At the end of May, I had the pleasure of attending the fourth virtual Sentencing Forum. This edition explored the theoretical and practical implications of researching sentencing as a social practice. More specifically, it examined the theoretical possibilities and commitments that arise from close observation of sentencing practices and from the use of shadowing judges as a research method. The two presenters, Professors Cyrus Tata and Irene van Oorschot, each shared their views, experiences, and joy in making sense of the social messiness that shapes sentencing and the wider judicial process.
For me, the key takeaway from the forum was that close empirical observation of sentencing practices is intertwined with theoretical openness. On the one hand, ethnographic methods open a multitude of possibilities for theorising sentencing. On the other hand, avoiding entrenched theoretical dogmas allows us, as researchers, to appreciate the complexity of sentencing as a social practice.

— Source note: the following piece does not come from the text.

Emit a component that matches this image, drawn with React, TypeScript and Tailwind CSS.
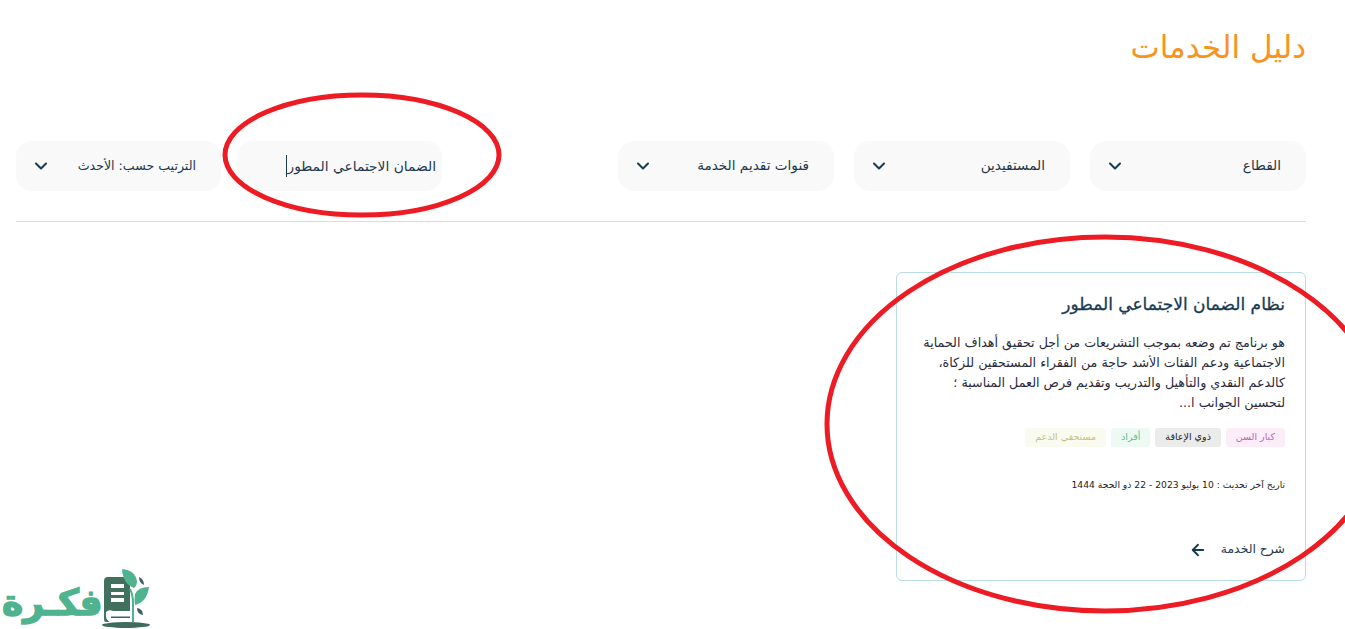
import { ArrowLeft, ChevronDown } from "lucide-react";

const font = "[font-family:'DejaVu_Sans','Noto_Sans',sans-serif]";

function Filter({
  label,
  wide,
  textClass = "-translate-y-px text-[13.6px]",
}: {
  label: string;
  wide?: boolean;
  textClass?: string;
}) {
  return (
    <div
      className={`flex h-[50px] items-center justify-between rounded-2xl bg-[#f9f9f9] pr-[25px] pl-[15px] text-[#1f3a4d] ${
        wide ? "w-[216px]" : "w-[205px]"
      }`}
    >
      <span className={textClass}>{label}</span>
      <ChevronDown size={20} strokeWidth={2.4} className="text-[#163a50]" />
    </div>
  );
}

function Tag({ label, className }: { label: string; className: string }) {
  return (
    <span className={`flex h-[19px] items-center rounded-[3px] px-[10px] text-[9.5px] ${className}`}>
      {label}
    </span>
  );
}

function Logo() {
  return (
    <div dir="ltr" className="absolute bottom-0 left-0 flex h-[62px] w-[152px] items-end">
      <span className="mb-[6px] ml-[2px] text-[36px] leading-[40px] font-bold text-[#4fb38f] [-webkit-text-stroke:1.5px_#4fb38f]">
        فكـرة
      </span>
      <svg viewBox="0 0 50 62" className="absolute top-0 left-[100px] h-[62px] w-[50px]">
        <ellipse cx="26" cy="58" rx="24" ry="3" fill="#3f6b5c" />
        <path d="M4 14q0-4 4-4h17q4 0 5 4v41H6q-2 0-2-3z" fill="#42705f" />
        <path d="M11 17h13v4H11zM11 25h13v3H11zM11 31h13v4H11z" fill="#fff" />
        <path d="M6 45q3-3 7-1h19v11H10q-5-2-4-10z" fill="#fff" />
        <path d="M11 49.5h19V51H11z" fill="#3f5f6b" />
        <path d="M33 55V36q0-8-3-14" fill="none" stroke="#4fb38f" strokeWidth="2" />
        <path d="M22 2q13 1 15 12 0 5-3 7-11-4-12-19z" fill="#4fb38f" />
        <path d="M49 20q-11 0-14 7-1 6 0 11 12-3 14-18z" fill="#4fb38f" />
        <path d="M39 10q5 2 5 8-5-2-5-8zM37 41q6 1 6 7-6-1-6-7z" fill="#3f5f6b" />
      </svg>
    </div>
  );
}

export default function App() {
  return (
    <div dir="rtl" className={`relative h-[629px] w-full overflow-hidden bg-white pr-[39px] pl-[16px] ${font}`}>
      <h1 className="pt-[27px] text-[31px] leading-[40px] text-[#f7931e]">دليل الخدمات</h1>

      <div className="mt-[74px] flex items-center gap-5">
        <Filter label="القطاع" wide />
        <Filter label="المستفيدين" wide />
        <Filter label="قنوات تقديم الخدمة" wide />
        <div className="mr-auto flex gap-4">
          <div className="flex h-[50px] w-[205px] items-center rounded-2xl bg-[#f9f9f9] pr-[6px] text-[13.8px] text-[#1f3a4d]">
            <span className="border-l border-[#1f3a4d] leading-[22px]">الضمان الاجتماعي المطور</span>
          </div>
          <Filter label="الترتيب حسب: الأحدث" textClass="text-[12.6px]" />
        </div>
      </div>

      <div className="mt-[30px] border-t border-[#d5dfe3]" />

      <div className="mt-[50px] flex h-[309px] w-[410px] flex-col rounded-[6px] border border-[#b9dde0] px-[20px] pt-[19px] pb-[21px]">
        <h2 className="text-[17px] leading-[24px] font-medium text-[#163a50] [-webkit-text-stroke:0.3px_#163a50]">
          نظام الضمان الاجتماعي المطور
        </h2>
        <p className="mt-[17px] text-[12.7px] leading-[20px] text-[#2a2a3a]">
          هو برنامج تم وضعه بموجب التشريعات من أجل تحقيق أهداف الحماية
          <br />
          الاجتماعية ودعم الفئات الأشد حاجة من الفقراء المستحقين للزكاة،
          <br />
          كالدعم النقدي والتأهيل والتدريب وتقديم فرص العمل المناسبة ؛
          <br />
          لتحسين الجوانب ا...
        </p>
        <div className="mt-[15px] flex gap-[5px]">
          <Tag label="كبار السن" className="bg-[#fbeef9] text-[#c75bb8]" />
          <Tag label="ذوي الإعاقة" className="bg-[#ebebeb] text-[#222222]" />
          <Tag label="أفراد" className="bg-[#ecfaf3] text-[#5cc08f]" />
          <Tag label="مستحقي الدعم" className="bg-[#f9faf0] text-[#c9c27a]" />
        </div>
        <p className="mt-[30px] text-[9.2px] leading-[16px] text-[#222222]">
          تاريخ آخر تحديث : 10 يوليو 2023 - 22 ذو الحجة 1444
        </p>
        <div className="mt-auto flex items-center gap-[14px] text-[12.4px] text-[#1f3a4d]">
          <span>شرح الخدمة</span>
          <ArrowLeft size={18} strokeWidth={2.4} className="text-[#163a50]" />
        </div>
      </div>

      <Logo />

      {/* hand drawn annotation marks on top of the page */}
      <svg className="pointer-events-none absolute inset-0 h-[629px] w-[1345px]" viewBox="0 0 1345 629" fill="none">
        <ellipse cx="362" cy="155" rx="137" ry="60" stroke="#ed1c24" strokeWidth="5" />
        <ellipse cx="1105" cy="424" rx="278" ry="187" stroke="#ed1c24" strokeWidth="5" />
      </svg>
    </div>
  );
}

Sentencing as a social practice and theoretical openness
Cyrus Tata dedicated his contribution to the theoretical possibilities and commitments involved in researching sentencing as a social practice. He began by dismantling the dogma of autonomous individualism, the dominant theoretical foundation on which most sentencing research has been built. Autonomous individualism invites the researcher to compartmentalise and divide the social world into separate, individualised pieces of information. In the case of sentencing, this leads to researchers focusing on a single decision-maker (the judge) at the expense of others’ contributions and the community, on a single moment in time (the sentencing proclamation) at the expense of other important moments, and on a single step in the criminal process (the determination of sentence), as if it were isolated from what comes before and after it. From this perspective, the debate over whether there should be greater individual freedom or more restrictions on individual judges, which remains the principal fixation in the academic literature on sentencing, is reductive and limiting.

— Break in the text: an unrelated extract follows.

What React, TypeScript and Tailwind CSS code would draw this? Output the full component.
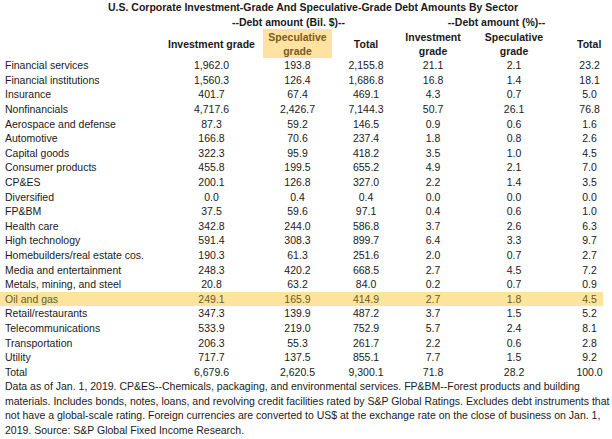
const rows: [string, string, string, string, string, string, string][] = [
  ["Financial services", "1,962.0", "193.8", "2,155.8", "21.1", "2.1", "23.2"],
  ["Financial institutions", "1,560.3", "126.4", "1,686.8", "16.8", "1.4", "18.1"],
  ["Insurance", "401.7", "67.4", "469.1", "4.3", "0.7", "5.0"],
  ["Nonfinancials", "4,717.6", "2,426.7", "7,144.3", "50.7", "26.1", "76.8"],
  ["Aerospace and defense", "87.3", "59.2", "146.5", "0.9", "0.6", "1.6"],
  ["Automotive", "166.8", "70.6", "237.4", "1.8", "0.8", "2.6"],
  ["Capital goods", "322.3", "95.9", "418.2", "3.5", "1.0", "4.5"],
  ["Consumer products", "455.8", "199.5", "655.2", "4.9", "2.1", "7.0"],
  ["CP&ES", "200.1", "126.8", "327.0", "2.2", "1.4", "3.5"],
  ["Diversified", "0.0", "0.4", "0.4", "0.0", "0.0", "0.0"],
  ["FP&BM", "37.5", "59.6", "97.1", "0.4", "0.6", "1.0"],
  ["Health care", "342.8", "244.0", "586.8", "3.7", "2.6", "6.3"],
  ["High technology", "591.4", "308.3", "899.7", "6.4", "3.3", "9.7"],
  ["Homebuilders/real estate cos.", "190.3", "61.3", "251.6", "2.0", "0.7", "2.7"],
  ["Media and entertainment", "248.3", "420.2", "668.5", "2.7", "4.5", "7.2"],
  ["Metals, mining, and steel", "20.8", "63.2", "84.0", "0.2", "0.7", "0.9"],
  ["Oil and gas", "249.1", "165.9", "414.9", "2.7", "1.8", "4.5"],
  ["Retail/restaurants", "347.3", "139.9", "487.2", "3.7", "1.5", "5.2"],
  ["Telecommunications", "533.9", "219.0", "752.9", "5.7", "2.4", "8.1"],
  ["Transportation", "206.3", "55.3", "261.7", "2.2", "0.6", "2.8"],
  ["Utility", "717.7", "137.5", "855.1", "7.7", "1.5", "9.2"],
  ["Total", "6,679.6", "2,620.5", "9,300.1", "71.8", "28.2", "100.0"],
];

const App = () => {
  return (
    <div className="w-[612px] h-[439px] overflow-hidden bg-white text-[#1a1a1a] text-[10.5px] font-['Liberation_Sans',Arial,sans-serif]">
      {/* Title */}
      <div className="w-[626px] text-center font-bold leading-[15px]">
        U.S. Corporate Investment-Grade And Speculative-Grade Debt Amounts By Sector
      </div>

      <table className="table-fixed border-collapse w-[603px]">
        <colgroup>
          <col className="w-[165px]" />
          <col className="w-[93px]" />
          <col className="w-[5px]" />
          <col className="w-[69px]" />
          <col className="w-[68px]" />
          <col className="w-[66px]" />
          <col className="w-[96px]" />
          <col className="w-[41px]" />
        </colgroup>
        <thead className="font-bold">
          <tr className="leading-[14px]">
            <th />
            <th colSpan={4} className="text-center font-bold pl-[12px]">--Debt amount (Bil. $)--</th>
            <th colSpan={3} className="text-center font-bold pr-[10px]">--Debt amount (%)--</th>
          </tr>
          <tr className="leading-[14px] h-[29px]">
            <th />
            <th className="text-center align-middle">Investment grade</th>
            <th />
            <th className="text-center align-middle bg-[#fde2a2] text-[#7a5a1f]">
              Speculative
              <br />
              grade
            </th>
            <th className="text-center align-middle">Total</th>
            <th className="text-center align-middle">
              Investment
              <br />
              grade
            </th>
            <th className="text-center align-middle">
              Speculative
              <br />
              grade
            </th>
            <th className="text-left align-middle pl-[15px] whitespace-nowrap">Total</th>
          </tr>
        </thead>
        <tbody>
          {rows.map((r) => {
            const hl = r[0] === "Oil and gas";
            return (
              <tr
                key={r[0]}
                className={hl ? "h-[14.6px] leading-[14px] bg-[#fde49c] text-[#6e5a1e]" : "h-[14.6px] leading-[14px]"}
              >
                <td className="pl-[5px] whitespace-nowrap">{r[0]}</td>
                <td className="text-center">{r[1]}</td>
                <td />
                <td className="text-center">{r[2]}</td>
                <td className="text-center">{r[3]}</td>
                <td className="text-center">{r[4]}</td>
                <td className="text-center">{r[5]}</td>
                <td className="text-center pl-[14px] whitespace-nowrap">{r[6]}</td>
              </tr>
            );
          })}
        </tbody>
      </table>

      {/* Notes */}
      <div className="pl-[5px] leading-[14.5px] whitespace-nowrap">
        <div>
          Data as of Jan. 1, 2019. CP&ES--Chemicals, packaging, and environmental services. FP&BM--Forest products and building
        </div>
        <div>
          materials. Includes bonds, notes, loans, and revolving credit facilities rated by S&P Global Ratings. Excludes debt instruments that do
        </div>
        <div>
          not have a global-scale rating. Foreign currencies are converted to US$ at the exchange rate on the close of business on Jan. 1,
        </div>
        <div>2019. Source: S&P Global Fixed Income Research.</div>
      </div>
    </div>
  );
};

export default App;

What Cyrus invited us to consider is that sentencing is far more complex than it may seem at first sight. When approached through ethnographic methods, sentencing emerges as a social practice produced through collaboration and competition among actors, institutions, and discourses. As such, sentencing is an interpretive practice, and nothing within it can be understood in isolation. Instead, all actions, events, and moments are given meaning in relation to other social factors. When viewed as a social practice, the illusion of a single crucial moment in time becomes absurd. Instead, sentencing is better seen as a process that evolves over a longer period. Finally, sentencing is performative. It is shaped through rounds of communication and dynamic exchanges among different actors. As Cyrus underlined, such an approach to sentencing comes from close ethnographic engagement with the actors and processes that form it. Among many methods, he mentioned court observation, shadowing judges and other actors, shadow writing of sentencing reports, and interviews. This exploration of methods was the cue for the second presentation, in which Irene van Oorschot shared her experiences with shadowing judges.

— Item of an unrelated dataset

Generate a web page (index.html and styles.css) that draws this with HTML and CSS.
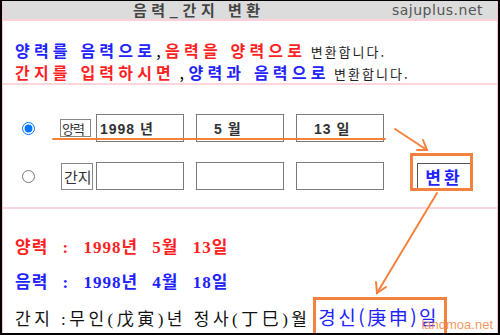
FILE: index.html
```html
<!DOCTYPE html>
<html lang="ko">
<head>
    <meta charset="UTF-8">
    <title>음력_간지 변환</title>
    <link rel="stylesheet" href="styles.css">
</head>
<body>

    <div class="frame">
        <div class="inner">
            <div class="header">
                <span class="title">음력_간지 변환</span>
                <span class="site">sajuplus.net</span>
            </div>

            <div class="intro">
                <p><b class="blue">양력를 음력으로</b>, <b class="red">음력을 양력으로</b> <span class="plain">변환합니다.</span></p>
                <p><b class="red">간지를 입력하시면</b> , <b class="blue">양력과 음력으로</b> <span class="plain">변환합니다.</span></p>
            </div>

            <form class="convert">
                <div class="row">
                    <input type="radio" name="mode" class="radio" checked>
                    <span class="tag tag-small">양력</span>
                    <input type="text" class="field first" value="1998 년">
                    <input type="text" class="field" value="5 월">
                    <input type="text" class="field" value="13 일">
                </div>
                <div class="row">
                    <input type="radio" name="mode" class="radio">
                    <span class="tag tag-tall">간지</span>
                    <input type="text" class="field">
                    <input type="text" class="field">
                    <input type="text" class="field">
                    <button type="button" class="convert-btn">변환</button>
                </div>
            </form>

            <div class="results">
                <p class="res red">양력 : 1998년 5월 13일</p>
                <p class="res blue">음력 : 1998년 4월 18일</p>
                <p class="res ganji">간지 :무인(戊寅)년 정사(丁巳)월 <span class="day">경신(庚申)일</span></p>
            </div>
        </div>

        <!-- orange annotations drawn over the page -->
        <svg class="marks" width="500" height="335" viewBox="0 0 500 335">
            <g stroke="#f5813f" fill="none" stroke-linecap="round">
                <line x1="53" y1="139" x2="385" y2="139" stroke-width="2"/>
                <line x1="395" y1="129" x2="427" y2="150" stroke-width="2"/>
                <polyline points="417,150 427,150 423,140" stroke-width="2"/>
                <rect x="411.5" y="154.5" width="60" height="35" stroke-width="3"/>
                <line x1="437" y1="193" x2="377" y2="293" stroke-width="2"/>
                <polyline points="376,282 377,293 386,287" stroke-width="2"/>
                <rect x="314.5" y="298.5" width="131" height="40" stroke-width="3"/>
            </g>
        </svg>
        <span class="watermark">landmoa.net</span>
    </div>

</body>
</html>
```

FILE: styles.css
```css
body { margin: 0; background: #fff; font-family: "Noto Sans CJK KR", "Noto Sans", sans-serif; }
p { margin: 0; }
.frame { position: relative; width: 500px; height: 335px; box-sizing: border-box; border: 2px solid #000; border-top-width: 1px; overflow: hidden; }
.inner { height: 100%; border-left: 1px solid #f6c4cc; border-right: 1px solid #f6c4cc; display: flex; flex-direction: column; }
.header, .intro, .convert { flex-shrink: 0; }
.header { height: 18px; background: #dcdcdc; border-bottom: 2px solid #fbd0d8; display: flex; align-items: center; }
.title { margin-left: 130px; font-size: 15px; font-weight: 700; color: #444; letter-spacing: 4.5px; line-height: 18px; }
.site { margin-left: auto; margin-right: 14px; font-family: "DejaVu Sans", sans-serif; font-size: 14px; color: #555; letter-spacing: 0.5px; line-height: 18px; }
.intro { height: 64px; box-sizing: border-box; padding: 19px 0 0 12px; border-bottom: 2px solid #fbd5dc; }
.intro p { line-height: 20px; font-size: 16px; }
.intro b { letter-spacing: 4.2px; }
.plain { font-size: 13px; color: #222; letter-spacing: 2px; }
.blue { color: #2222ff; }
.red { color: #ff1f1f; }
.convert { height: 124px; box-sizing: border-box; padding-top: 29px; border-bottom: 2px solid #fbd5dc; display: flex; flex-direction: column; gap: 20px; }
.row { display: flex; align-items: center; height: 28px; }
.radio { width: 13px; height: 13px; margin: 0 25px 0 19px; }
.tag { box-sizing: border-box; border: 1px solid #888; color: #333; overflow: hidden; white-space: nowrap; display: flex; align-items: center; }
.tag-small { width: 31px; height: 18px; padding-left: 1px; margin-right: 5px; font-size: 13px; letter-spacing: -1px; }
.tag-tall { width: 32px; height: 27px; padding-left: 2px; margin-left: 1px; margin-right: 3px; font-size: 15px; }
.field { box-sizing: border-box; width: 88px; height: 28px; margin: 0 12px 0 0; border: 1px solid #7a7a7a; padding: 0 0 0 17px; font-family: "Liberation Sans", "Noto Sans CJK KR", sans-serif; font-size: 14px; font-weight: 700; color: #333; letter-spacing: 1px; }
.field.first { padding-left: 3px; }
.convert-btn { box-sizing: border-box; width: 54px; height: 27px; margin-left: 21px; background: #fff; border: 1px solid #555; padding: 0; font-family: "Noto Sans CJK KR", sans-serif; font-size: 17px; font-weight: 700; color: #2222ff; letter-spacing: 3px; line-height: 25px; }
.results { min-height: 0; padding: 21px 0 0 12px; }
.res { font-family: "Liberation Serif", "Noto Sans CJK KR", serif; font-size: 17px; font-weight: 700; line-height: 35px; letter-spacing: 1px; word-spacing: 9px; }
.ganji { color: #111; font-weight: 400; letter-spacing: 3.5px; word-spacing: 0; margin-top: 2px; }
.day { font-family: "Noto Sans CJK KR", sans-serif; font-size: 19px; line-height: 20px; color: #2222ff; letter-spacing: 2.5px; }
.marks { position: absolute; left: -2px; top: -1px; pointer-events: none; }
.watermark { position: absolute; right: 5px; bottom: 1px; font-family: "Liberation Sans", sans-serif; font-size: 13px; color: rgba(245, 129, 63, 0.85); }
```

Close observation of the sentencing practice: Shadowing judges
Sentencing is performative. It is shaped through rounds of communication and dynamic exchanges among different actors.
Van Oorschot explained that shadowing is one of the most rewarding (and hardest) research methods, as it allows deep immersion in the daily practices and routines of decision-makers. To understand how judges get things done, how they work, and what social relations shape their work, one needs to become acquainted with all aspects of their professional lives and thus get close to them. In her study, Irene was especially interested in how court spaces, material objects, and technology contribute to and shape judges’ sense-making and decision-making.
Focusing on the method itself, Irene explained how shadowing allows the researcher to move beyond the ‘talking’ methods and gain a better sense of the craft of judging. At first, when interviewing judges, she usually received elaborate, legalistic justifications for how they do their work and for determining guilt and sentencing. Only through shadowing was she able to delve deeper into the action and, by extension, into the complexity of the sense-making process that judges go through when dealing with a case. For example, she observed how a judge interprets a case file from the moment it first lands on their desk until it leaves their hands months later. This sustained observation of a longer period of judicial work gave her a sense of how judges construct judicial narratives, aided by reflections, mental shortcuts, and stereotypes that support their thinking.
Serious engagement with sentencing as a social practice creates space for theoretical exploration.
Inevitably, we also discussed ethics, what to do with what you hear, and the importance of the professional trust that has been vested in you, along with the access it entails.
Overall, this was an incredibly rewarding Sentencing Forum. It reinforced my conviction that serious engagement with sentencing as a social practice creates space for theoretical exploration. The methodological insights and theoretical depth I gained will be crucial over the next few months as our team finalises the plan for the qualitative component of our Sentrix project.